THIS INFORMATION STATEMENT IS BEING PROVIDED TO YOU BY THE BOARD OF
DIRECTORS OF THE COMPANY. WE ARE NOT ASKING YOU FOR A PROXY AND
YOU ARE REQUESTED NOT TO SEND US A PROXY
INFORMATION STATEMENT
December 17, 2018
GENERAL
INFORMATION
Intersections Inc., a Delaware corporation, with its principal executive offices located at 3901 Stonecroft Boulevard,
Chantilly, VA 20151, is sending you this Notice and Information Statement to notify you of an action that the Majority Stockholders have taken by written consent in lieu of a special meeting of stockholders. References in this Information Statement
to the Company, we, our, us, and Intersections are to Intersections Inc. and, to the extent applicable, its subsidiaries. The entire cost of furnishing this Information Statement will be
borne by the Company. We will request brokerage houses, nominees, custodians, fiduciaries and other like parties to forward the Information Statement to beneficial owners of the Common Stock held of record by them.
Copies of this Information Statement are being mailed on or about December 17, 2018, to the holders of record of the outstanding shares
of our Common Stock on October 31, 2018, which we refer to as the Record Date.
Background
The following action was approved by the written consent of the Majority Stockholders holding 50.3% of our outstanding voting stock on
October 31, 2018, in lieu of a special meeting.
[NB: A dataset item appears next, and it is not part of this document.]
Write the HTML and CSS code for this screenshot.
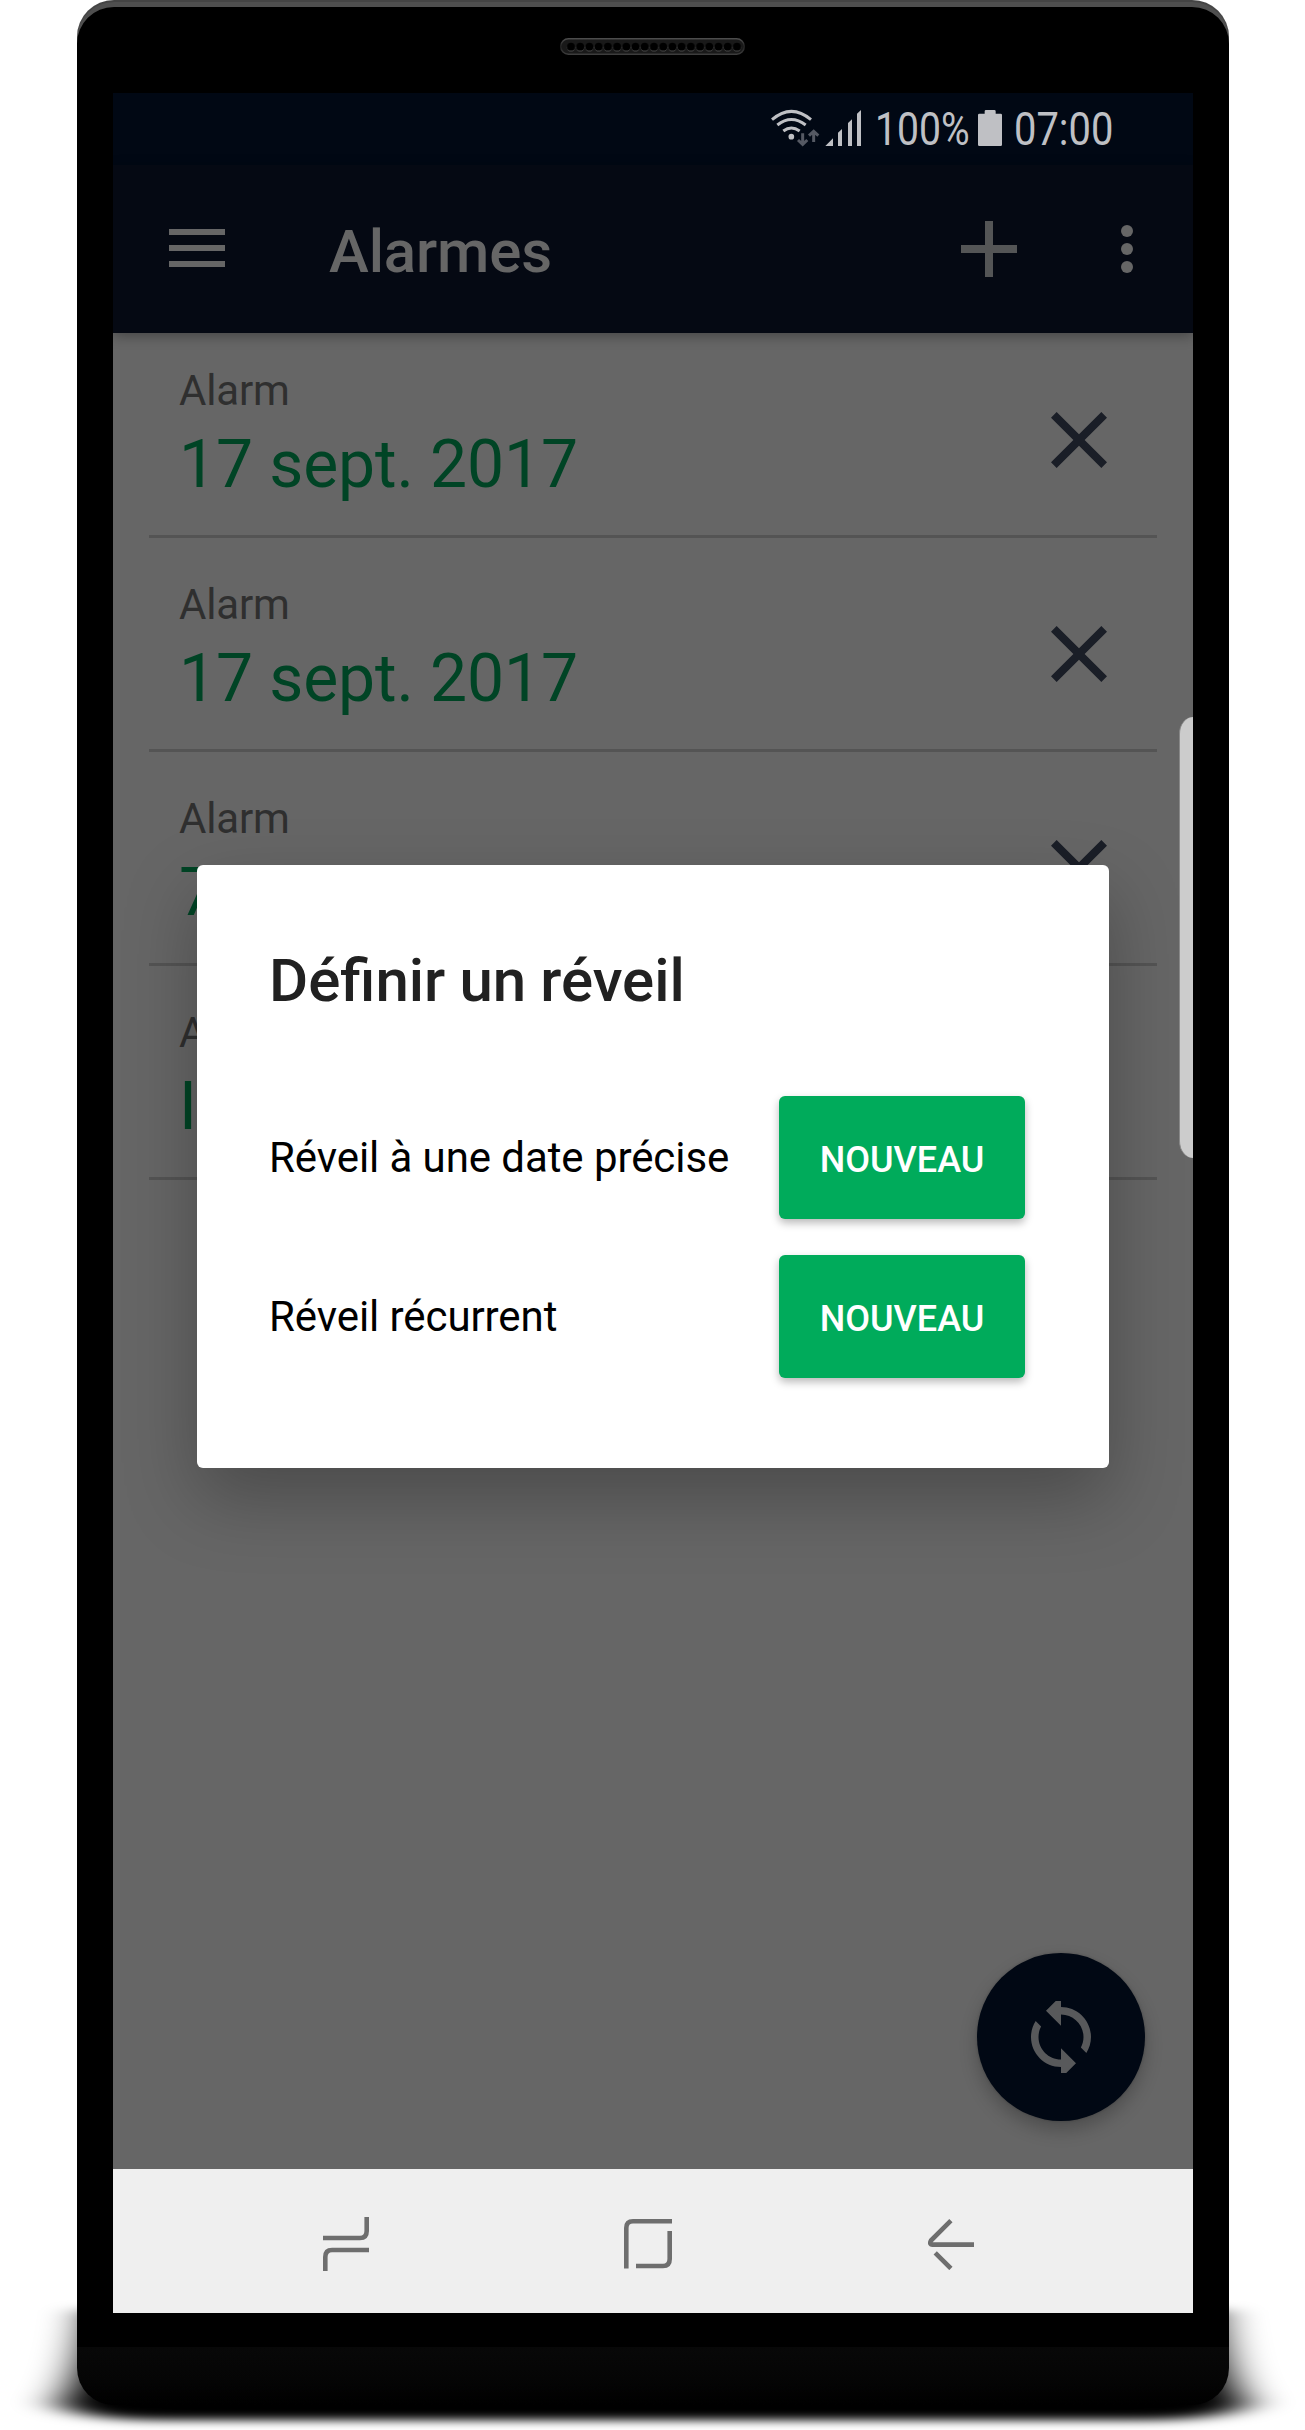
FILE: index.html
```
<!DOCTYPE html>
<html lang="fr">
<head>
<meta charset="utf-8">
<title>Alarmes</title>
<link rel="stylesheet" href="styles.css">
</head>
<body>
<svg class="floor-shadow" viewBox="0 0 1305 160" aria-hidden="true">
  <defs><filter id="soft" x="-10%" y="-40%" width="120%" height="180%"><feGaussianBlur stdDeviation="22 5"/></filter></defs>
  <path filter="url(#soft)" d="M90 40 C84 80 80 105 60 132 C60 142 100 150 160 150 H1146 C1206 150 1246 142 1246 132 C1226 105 1222 80 1216 40Z"/>
</svg>
<div class="phone">
  <div class="forehead">
    <svg class="speaker" viewBox="0 0 185 17">
      <defs>
        <linearGradient id="rim" x1="0" y1="0" x2="0" y2="1"><stop offset="0" stop-color="#4c4c4c"/><stop offset=".5" stop-color="#222"/><stop offset="1" stop-color="#3d3d3d"/></linearGradient>
        <pattern id="holes" x="6.4" y="0" width="9.22" height="17" patternUnits="userSpaceOnUse"><circle cx="4.6" cy="9.6" r="4" fill="#484848"/><circle cx="4.6" cy="8.7" r="3.9" fill="#000"/></pattern>
      </defs>
      <rect x=".75" y=".75" width="183.5" height="15.5" rx="7.75" fill="#191919" stroke="url(#rim)" stroke-width="1.5"/>
      <rect x="6.4" y="0" width="175.2" height="17" fill="url(#holes)"/>
    </svg>
  </div>
  <main class="screen">
    <div class="status">
      <svg class="status-icons" viewBox="90 39 1080 216">
        <g fill="none" stroke="#bfc0c4" stroke-width="9">
          <path d="M96 119Q154 69 213 119M112 135Q154 102 197 135M130 153Q154 135 179 153"/>
        </g>
        <circle cx="154" cy="170" r="8.5" fill="#bfc0c4"/>
        <g fill="none" stroke="#555963" stroke-width="9"><path d="M188 160V192M174 180L188 193L202 180M221 186V154M207 167L221 154L235 167"/></g>
        <path fill="#bfc0c4" d="M256 198L279 175V198ZM294 198V158L306 147V198ZM324 198V129L336 118V198ZM351 198V101L363 90V198Z"/>
        <text x="405" y="196" textLength="284" lengthAdjust="spacingAndGlyphs">100%</text>
        <path fill="#bfc0c4" d="M718 101H734V94Q734 90 738 90H763Q767 90 767 94V101H782Q786 101 786 105V194Q786 198 782 198H718Q714 198 714 194V105Q714 101 718 101Z"/>
        <text x="822" y="196" textLength="298" lengthAdjust="spacingAndGlyphs">07:00</text>
      </svg>
    </div>
    <header class="toolbar">
      <svg class="menu" viewBox="0 0 56 38"><path d="M0 0h56v6H0zM0 16h56v6H0zM0 32h56v6H0z"/></svg>
      <h1>Alarmes</h1>
      <svg class="add" viewBox="5 5 14 14"><path d="M19 13h-6v6h-2v-6H5v-2h6V5h2v6h6z"/></svg>
      <svg class="more" viewBox="0 0 12 48"><circle cx="6" cy="6" r="6"/><circle cx="6" cy="24" r="6"/><circle cx="6" cy="42" r="6"/></svg>
    </header>
    <section class="list">
      <div class="row"><div><p class="label">Alarm</p><p class="date">17 sept. 2017</p></div><svg class="close" viewBox="5 5 14 14"><path d="M19 6.41L17.59 5 12 10.59 6.41 5 5 6.41 10.59 12 5 17.59 6.41 19 12 13.41 17.59 19 19 17.59 13.41 12z"/></svg></div>
      <div class="row"><div><p class="label">Alarm</p><p class="date">17 sept. 2017</p></div><svg class="close" viewBox="5 5 14 14"><path d="M19 6.41L17.59 5 12 10.59 6.41 5 5 6.41 10.59 12 5 17.59 6.41 19 12 13.41 17.59 19 19 17.59 13.41 12z"/></svg></div>
      <div class="row"><div><p class="label">Alarm</p><p class="date">7</p></div><svg class="close" viewBox="5 5 14 14"><path d="M19 6.41L17.59 5 12 10.59 6.41 5 5 6.41 10.59 12 5 17.59 6.41 19 12 13.41 17.59 19 19 17.59 13.41 12z"/></svg></div>
      <div class="row"><div><p class="label">Alarm</p><p class="date">I</p></div></div>
    </section>
    <div class="fab"><svg viewBox="2.4 2.4 19.2 19.2"><path d="M12 4V1L8 5l4 4V6c3.31 0 6 2.69 6 6 0 1.01-.25 1.97-.7 2.8l1.46 1.46C19.54 15.03 20 13.57 20 12c0-4.42-3.58-8-8-8zm0 14c-3.31 0-6-2.69-6-6 0-1.01.25-1.97.7-2.8L5.24 7.74C4.46 8.97 4 10.43 4 12c0 4.42 3.58 8 8 8v3l4-4-4-4v3z"/></svg></div>
    <div class="dialog" role="dialog">
      <h2>Définir un réveil</h2>
      <div class="option"><span>Réveil à une date précise</span><button>NOUVEAU</button></div>
      <div class="option"><span>Réveil récurrent</span><button>NOUVEAU</button></div>
    </div>
    <div class="edge-handle"></div>
    <nav class="navbar">
      <svg class="recents" viewBox="0 0 46 54"><path d="M0 21H37Q43.7 21 43.7 14V0M46 33H9Q2.3 33 2.3 40V54"/></svg>
      <svg class="home" viewBox="0 0 48 50"><path d="M2.3 49.5V9Q2.3 2.3 9 2.3H48M45.7 12V40Q45.7 47 39 47H12"/></svg>
      <svg class="back" viewBox="0 0 46 52"><path d="M22.9 2.6L3 22.5Q.8 26.6 4.5 26.6H46M7.2 34.8L22.9 50.5"/></svg>
    </nav>
  </main>
</div>
</body>
</html>
```
FILE: styles.css
```
* { box-sizing: border-box; margin: 0; padding: 0; }
body { position: relative; width: 1305px; height: 2430px; overflow: hidden; background: #fff; font-family: Roboto, "Liberation Sans", sans-serif; }
svg { display: block; flex: none; }
.floor-shadow { position: absolute; left: 0; top: 2270px; width: 1305px; height: 160px; }
.phone {
  position: relative; width: 1152px; height: 2405px; margin: 0 0 0 77px; padding: 0 36px;
  border-radius: 37px;
  background: linear-gradient(#080808, #050505 55%, #000) 0 2347px / 100% 58px no-repeat, #000;
  box-shadow: inset 0 2px 0 #444, inset 0 7px 0 #4f4f4f;
}
.forehead { height: 93px; padding: 38px 0 0 447px; }
.speaker { width: 185px; height: 17px; }
.screen { position: relative; display: flex; flex-direction: column; width: 1080px; height: 2220px; overflow: hidden; background: #666; }
.status { display: flex; justify-content: flex-end; flex: none; height: 72px; padding-right: 63px; background: #010814; }
.status-icons { width: 360px; height: 72px; }
.status-icons text { font-size: 138px; fill: #bfc0c4; }
.toolbar { position: relative; z-index: 1; display: flex; align-items: center; flex: none; height: 168px; padding: 0 60px 0 56px; background: #050913; box-shadow: 0 3px 12px rgba(0, 0, 0, .32); }
.menu { width: 56px; height: 38px; margin-top: -2px; fill: #666; }
.toolbar h1 { flex: 1; margin-left: 104px; padding-top: 5px; font-size: 60px; font-weight: 500; line-height: 70px; letter-spacing: -.15px; color: #666; }
.add { width: 56px; height: 56px; margin-right: 104px; fill: #545556; }
.more { width: 12px; height: 48px; fill: #666; }
.list { flex: 1; margin-top: -9px; padding: 0 36px; }
.row { display: flex; justify-content: space-between; height: 214px; padding: 41px 50px 0 30px; border-bottom: 3px solid #545454; }
.label { padding-top: 1px; font-size: 42px; line-height: 50px; letter-spacing: -.15px; color: #2f2f2f; }
.date { margin-top: 10px; font-size: 66px; line-height: 78px; letter-spacing: -.12px; color: #004425; white-space: nowrap; }
.close { width: 56px; height: 56px; margin-top: 47px; fill: #1a1e27; }
.fab { position: absolute; right: 48px; bottom: 192px; display: grid; place-items: center; width: 168px; height: 168px; border-radius: 50%; background: #010814; box-shadow: 0 9px 18px rgba(0, 0, 0, .24), 0 0 3px rgba(0, 0, 0, .2); }
.fab svg { width: 72px; height: 72px; fill: #58595b; overflow: hidden; }
.dialog { position: absolute; left: 84px; top: 772px; width: 912px; height: 603px; padding: 81px 84px 0 72px; border-radius: 6px; background: #fff; box-shadow: 0 30px 72px rgba(0, 0, 0, .27); }
.dialog h2 { margin-bottom: 80px; font-size: 60px; font-weight: 500; line-height: 70px; word-spacing: -.8px; color: #212121; }
.option { display: flex; align-items: center; justify-content: space-between; height: 123px; margin-bottom: 36px; font-size: 42px; letter-spacing: -.08px; color: #000; white-space: nowrap; }
.option button { width: 246px; height: 123px; padding-top: 5px; border: 0; border-radius: 6px; background: #00ab5b; color: #fff; font: 500 36px Roboto, "Liberation Sans", sans-serif; box-shadow: 0 4px 8px rgba(0, 0, 0, .28); }
.edge-handle { position: absolute; right: 0; top: 624px; width: 14px; height: 441px; border-left: 1px solid #888; border-radius: 18px 0 0 18px / 22px 0 0 22px; background: #ccc; }
.navbar { display: flex; flex: none; align-items: flex-start; height: 144px; padding: 48px 0 0 210px; background: #efefef; }
.navbar svg { fill: none; stroke: #6e6e6e; stroke-width: 4.6; }
.recents { width: 46px; height: 54px; }
.home { width: 48px; height: 50px; margin: 2px 0 0 255px; }
.back { width: 46px; height: 52px; margin: 1px 0 0 256px; }
```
Issuance of Senior Secured Convertible Notes
On October 31, 2018, the Company entered into the Note Purchase Agreement, pursuant to which the Company sold to Parent, the Notes in the
aggregate principal amount of $30,000,000 for a purchase price in cash of $30,000,000, and issued to the other Investors additional Notes in the aggregate principal amount of $4,000,000 in exchange for certain unsecured convertible notes, in the
same aggregate principal amount, previously issued by the Company to such Investors (who received payment from the Company in cash of approximately $87,300 for the accrued and unpaid interest on such previously issued notes). Pursuant to the Note
Purchase Agreement, each Investor has a Preemptive Right to purchase a percentage of any New Securities (defined to include securities, contract rights, notes, obligations, options, warrants, or other rights that are directly or indirectly
exercisable for, convertible into, or exchangeable for shares of the Companys Common Stock or other capital or voting stock of the Company) being offered by the Company that is equal to the percentage of the outstanding Common Stock owned by
such Investor on an
as-converted
basis (treating as outstanding all shares of Common Stock issuable upon the full conversion of the Notes then outstanding).
The Notes were offered and sold in reliance upon exemptions from registration pursuant to Section 4(a)(2) of the Securities Act.
The issuance of shares of our Common Stock and, if applicable, the Preferred Stock, in each case, issuable upon conversion of the Notes, and
the Preemptive Rights of the Investors pursuant to the Note Purchase Agreement, implicate certain of the NASDAQ listing standards requiring prior stockholder approval in order to maintain our listing on NASDAQ.
The Majority Stockholders, in accordance with NASDAQ Listing Rules 5635(b), 5635(c) and 5635(d), approved (i) the entry into the Note
Purchase Agreement and the transactions contemplated thereunder, including the issuance of the Notes, (ii) the issuance of shares of Common Stock and Preferred Stock issuable upon the full conversion of the Notes, including Notes held by any
director or officer of the Company, and the subsequent full conversion of any shares of Preferred Stock into shares of Common Stock, (iii) the exercise of Preemptive Rights of the Investors as set forth in the Note Purchase Agreement, and
(iv) the authorization and reservation for the purpose of issuance of not less than 120% of the number of shares of Common Stock and Preferred Stock issuable upon full conversion of the Notes and other actions required for the reservation of
the shares of Common Stock and Preferred Stock as described in the Note Purchase Agreement.